[Your instructions] Seek out every line containing the word "React", and copy each.

▽

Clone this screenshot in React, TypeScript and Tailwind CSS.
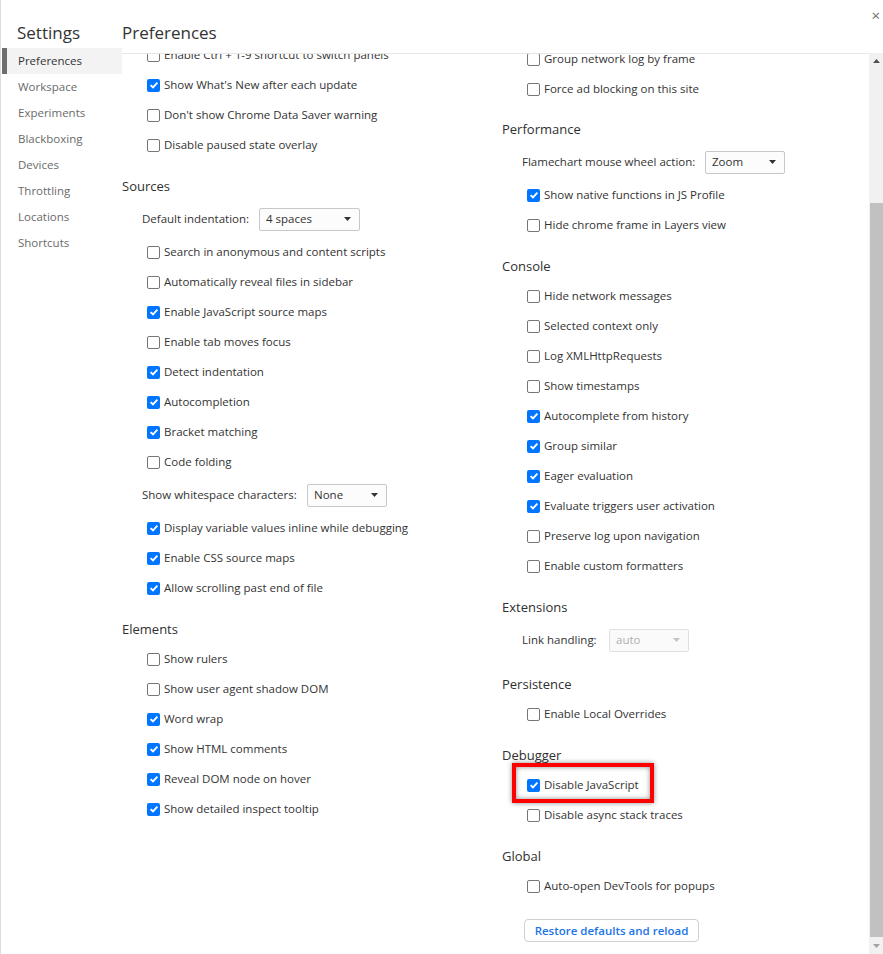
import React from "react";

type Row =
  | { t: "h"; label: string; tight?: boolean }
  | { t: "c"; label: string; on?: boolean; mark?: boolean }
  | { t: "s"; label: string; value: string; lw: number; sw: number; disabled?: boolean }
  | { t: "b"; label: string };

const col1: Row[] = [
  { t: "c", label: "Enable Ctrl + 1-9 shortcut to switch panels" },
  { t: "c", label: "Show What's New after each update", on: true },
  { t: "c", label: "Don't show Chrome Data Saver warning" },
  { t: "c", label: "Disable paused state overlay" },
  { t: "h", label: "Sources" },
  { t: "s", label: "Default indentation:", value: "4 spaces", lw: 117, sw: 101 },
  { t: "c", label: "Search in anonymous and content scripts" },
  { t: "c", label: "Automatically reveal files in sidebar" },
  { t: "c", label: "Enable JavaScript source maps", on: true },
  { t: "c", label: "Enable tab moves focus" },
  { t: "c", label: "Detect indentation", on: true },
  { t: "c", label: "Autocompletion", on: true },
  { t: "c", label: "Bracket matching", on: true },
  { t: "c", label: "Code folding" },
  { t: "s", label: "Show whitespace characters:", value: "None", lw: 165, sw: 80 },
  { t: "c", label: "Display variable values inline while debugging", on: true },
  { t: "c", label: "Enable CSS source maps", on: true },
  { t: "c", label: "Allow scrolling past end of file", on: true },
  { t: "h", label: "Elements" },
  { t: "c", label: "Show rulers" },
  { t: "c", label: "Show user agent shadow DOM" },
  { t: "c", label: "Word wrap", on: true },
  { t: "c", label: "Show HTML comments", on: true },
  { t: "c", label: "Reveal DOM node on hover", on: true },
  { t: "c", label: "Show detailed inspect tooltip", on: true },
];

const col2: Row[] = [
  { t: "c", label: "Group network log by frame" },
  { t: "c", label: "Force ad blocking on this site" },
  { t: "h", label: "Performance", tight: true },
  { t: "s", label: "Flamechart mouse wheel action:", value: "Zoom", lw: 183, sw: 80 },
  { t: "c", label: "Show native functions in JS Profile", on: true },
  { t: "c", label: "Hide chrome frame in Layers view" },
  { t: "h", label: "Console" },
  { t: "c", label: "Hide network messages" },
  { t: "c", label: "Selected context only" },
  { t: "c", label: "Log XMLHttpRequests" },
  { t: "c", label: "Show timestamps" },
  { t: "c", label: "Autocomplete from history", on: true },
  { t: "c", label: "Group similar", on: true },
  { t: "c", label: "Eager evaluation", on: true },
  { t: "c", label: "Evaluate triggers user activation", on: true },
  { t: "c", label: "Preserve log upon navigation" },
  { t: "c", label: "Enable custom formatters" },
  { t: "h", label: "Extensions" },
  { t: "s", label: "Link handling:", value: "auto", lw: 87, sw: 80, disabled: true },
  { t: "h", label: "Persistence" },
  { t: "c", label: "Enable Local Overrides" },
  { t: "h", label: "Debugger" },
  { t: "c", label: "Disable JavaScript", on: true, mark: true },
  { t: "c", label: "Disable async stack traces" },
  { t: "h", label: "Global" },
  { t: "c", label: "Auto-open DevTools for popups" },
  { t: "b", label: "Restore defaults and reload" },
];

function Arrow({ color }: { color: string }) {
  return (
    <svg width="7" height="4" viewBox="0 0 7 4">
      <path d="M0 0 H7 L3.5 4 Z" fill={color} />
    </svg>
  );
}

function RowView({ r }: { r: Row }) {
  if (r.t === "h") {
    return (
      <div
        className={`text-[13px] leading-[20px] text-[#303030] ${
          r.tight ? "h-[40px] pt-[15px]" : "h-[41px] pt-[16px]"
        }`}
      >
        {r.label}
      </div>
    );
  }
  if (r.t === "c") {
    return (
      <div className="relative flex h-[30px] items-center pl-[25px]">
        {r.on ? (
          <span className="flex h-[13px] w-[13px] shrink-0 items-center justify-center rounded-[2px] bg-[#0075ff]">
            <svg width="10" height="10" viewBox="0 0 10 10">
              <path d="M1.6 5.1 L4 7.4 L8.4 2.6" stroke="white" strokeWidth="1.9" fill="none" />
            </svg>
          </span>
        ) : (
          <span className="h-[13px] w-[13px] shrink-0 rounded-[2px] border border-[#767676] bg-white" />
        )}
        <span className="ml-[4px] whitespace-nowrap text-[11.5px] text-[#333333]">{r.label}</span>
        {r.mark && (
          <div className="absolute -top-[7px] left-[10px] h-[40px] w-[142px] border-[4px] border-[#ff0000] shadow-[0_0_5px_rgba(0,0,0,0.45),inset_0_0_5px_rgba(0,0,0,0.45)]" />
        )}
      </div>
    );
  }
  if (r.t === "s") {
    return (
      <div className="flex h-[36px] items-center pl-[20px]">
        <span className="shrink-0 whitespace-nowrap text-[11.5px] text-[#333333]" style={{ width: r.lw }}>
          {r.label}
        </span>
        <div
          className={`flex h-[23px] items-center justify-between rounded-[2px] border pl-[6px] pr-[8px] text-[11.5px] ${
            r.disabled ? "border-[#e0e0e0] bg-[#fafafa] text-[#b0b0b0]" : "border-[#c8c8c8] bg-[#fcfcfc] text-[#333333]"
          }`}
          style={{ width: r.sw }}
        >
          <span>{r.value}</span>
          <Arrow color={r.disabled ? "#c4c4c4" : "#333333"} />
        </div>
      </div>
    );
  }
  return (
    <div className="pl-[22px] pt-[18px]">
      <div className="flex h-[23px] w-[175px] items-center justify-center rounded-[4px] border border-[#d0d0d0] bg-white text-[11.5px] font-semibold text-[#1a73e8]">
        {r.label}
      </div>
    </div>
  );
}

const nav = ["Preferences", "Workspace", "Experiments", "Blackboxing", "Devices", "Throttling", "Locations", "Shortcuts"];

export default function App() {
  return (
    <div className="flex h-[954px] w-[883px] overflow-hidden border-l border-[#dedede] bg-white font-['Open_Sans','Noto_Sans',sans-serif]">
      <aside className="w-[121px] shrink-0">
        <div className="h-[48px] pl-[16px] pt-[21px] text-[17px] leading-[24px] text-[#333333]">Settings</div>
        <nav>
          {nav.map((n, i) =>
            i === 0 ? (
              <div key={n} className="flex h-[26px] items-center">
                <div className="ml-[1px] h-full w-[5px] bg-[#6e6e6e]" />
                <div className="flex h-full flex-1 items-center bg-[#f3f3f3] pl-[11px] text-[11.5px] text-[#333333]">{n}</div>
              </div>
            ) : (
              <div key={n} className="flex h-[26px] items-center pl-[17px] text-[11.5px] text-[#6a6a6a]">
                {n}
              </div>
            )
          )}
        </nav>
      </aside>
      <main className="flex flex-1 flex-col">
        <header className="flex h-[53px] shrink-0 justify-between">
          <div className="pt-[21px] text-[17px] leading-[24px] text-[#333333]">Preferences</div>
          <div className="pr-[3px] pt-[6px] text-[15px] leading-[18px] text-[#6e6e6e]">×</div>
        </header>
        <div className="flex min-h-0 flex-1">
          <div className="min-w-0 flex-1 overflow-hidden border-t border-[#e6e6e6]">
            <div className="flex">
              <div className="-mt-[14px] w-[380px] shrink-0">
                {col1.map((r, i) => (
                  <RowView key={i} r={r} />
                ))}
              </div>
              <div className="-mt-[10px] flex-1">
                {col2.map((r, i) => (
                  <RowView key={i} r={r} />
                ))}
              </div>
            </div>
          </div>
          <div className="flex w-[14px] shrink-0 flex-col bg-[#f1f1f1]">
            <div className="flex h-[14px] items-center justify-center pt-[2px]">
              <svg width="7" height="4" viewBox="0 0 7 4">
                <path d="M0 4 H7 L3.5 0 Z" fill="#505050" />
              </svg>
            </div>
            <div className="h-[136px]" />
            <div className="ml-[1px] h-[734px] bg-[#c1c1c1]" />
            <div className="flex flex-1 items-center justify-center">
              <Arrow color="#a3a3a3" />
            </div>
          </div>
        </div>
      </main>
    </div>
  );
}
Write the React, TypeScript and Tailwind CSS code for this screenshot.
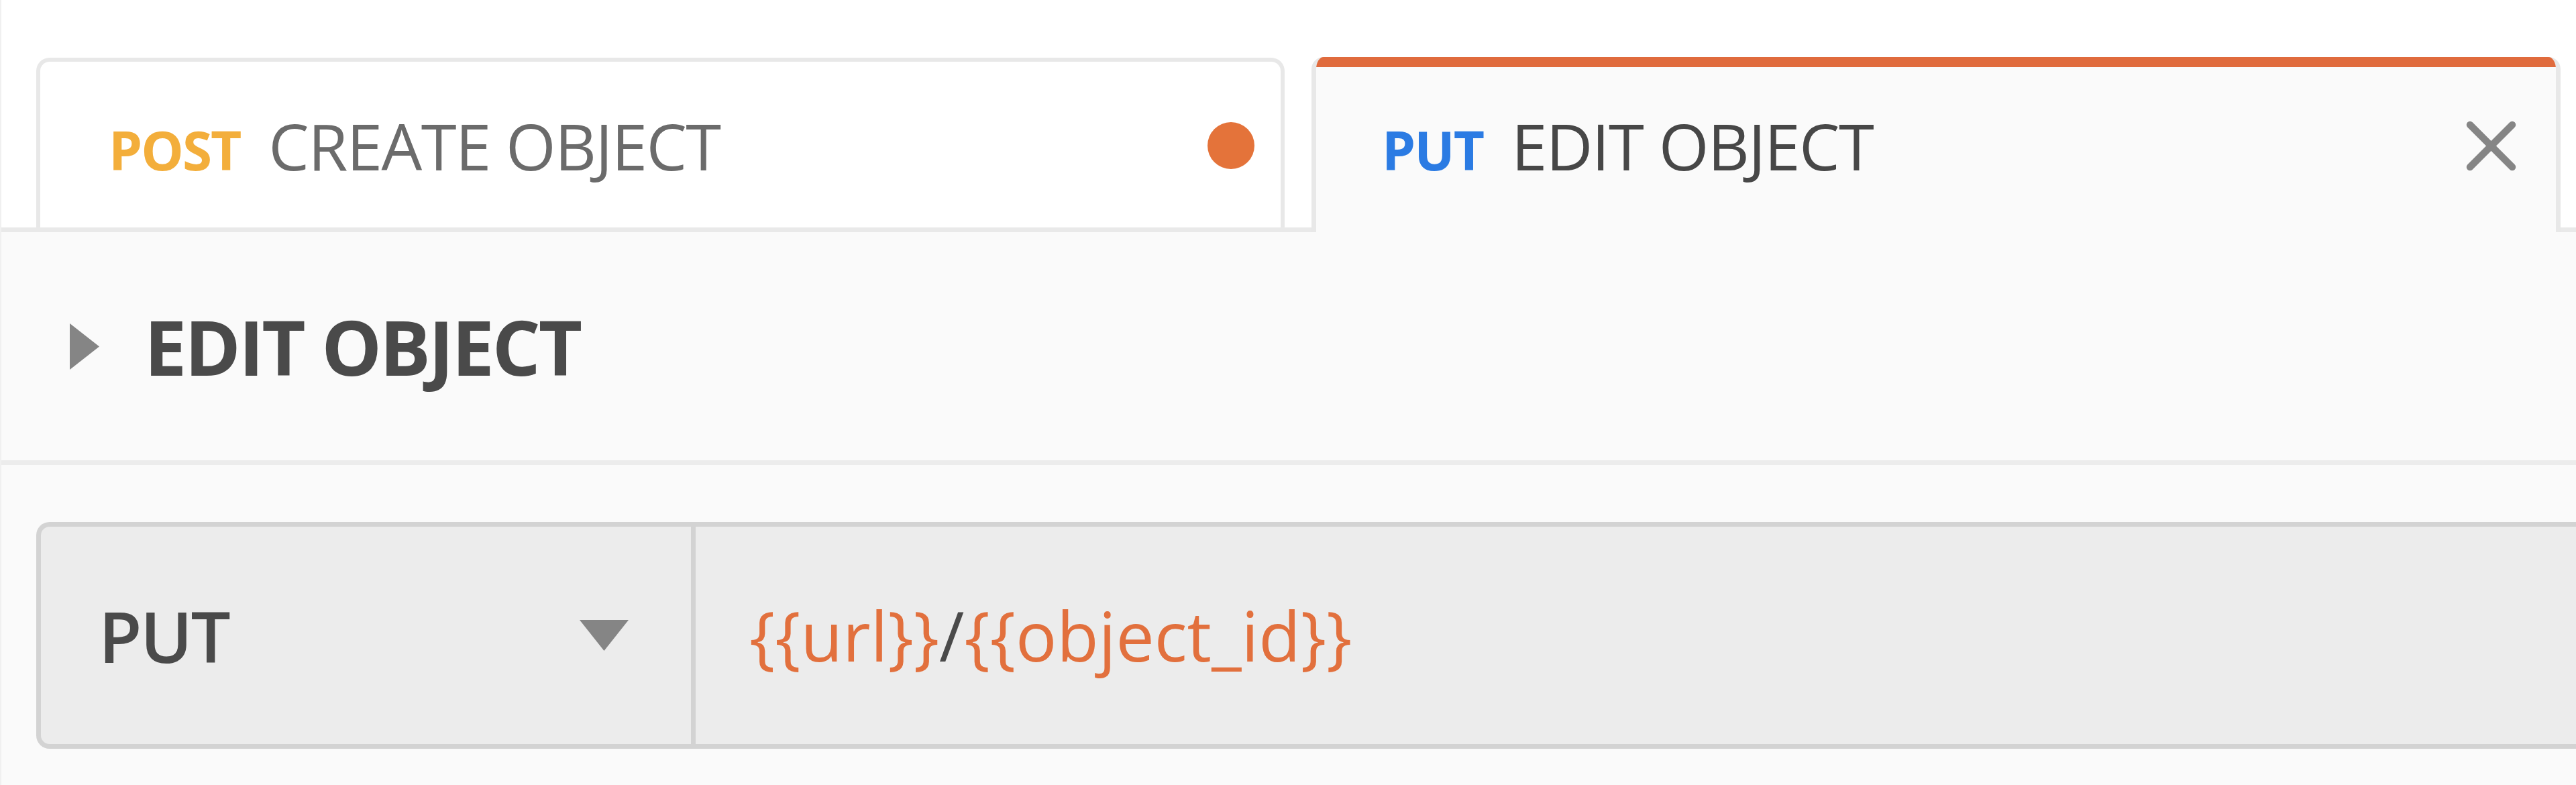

△

[Problem solution]
Clone this screenshot in React, TypeScript and Tailwind CSS.
import React from "react";
Write the React, TypeScript and Tailwind CSS code for this screenshot.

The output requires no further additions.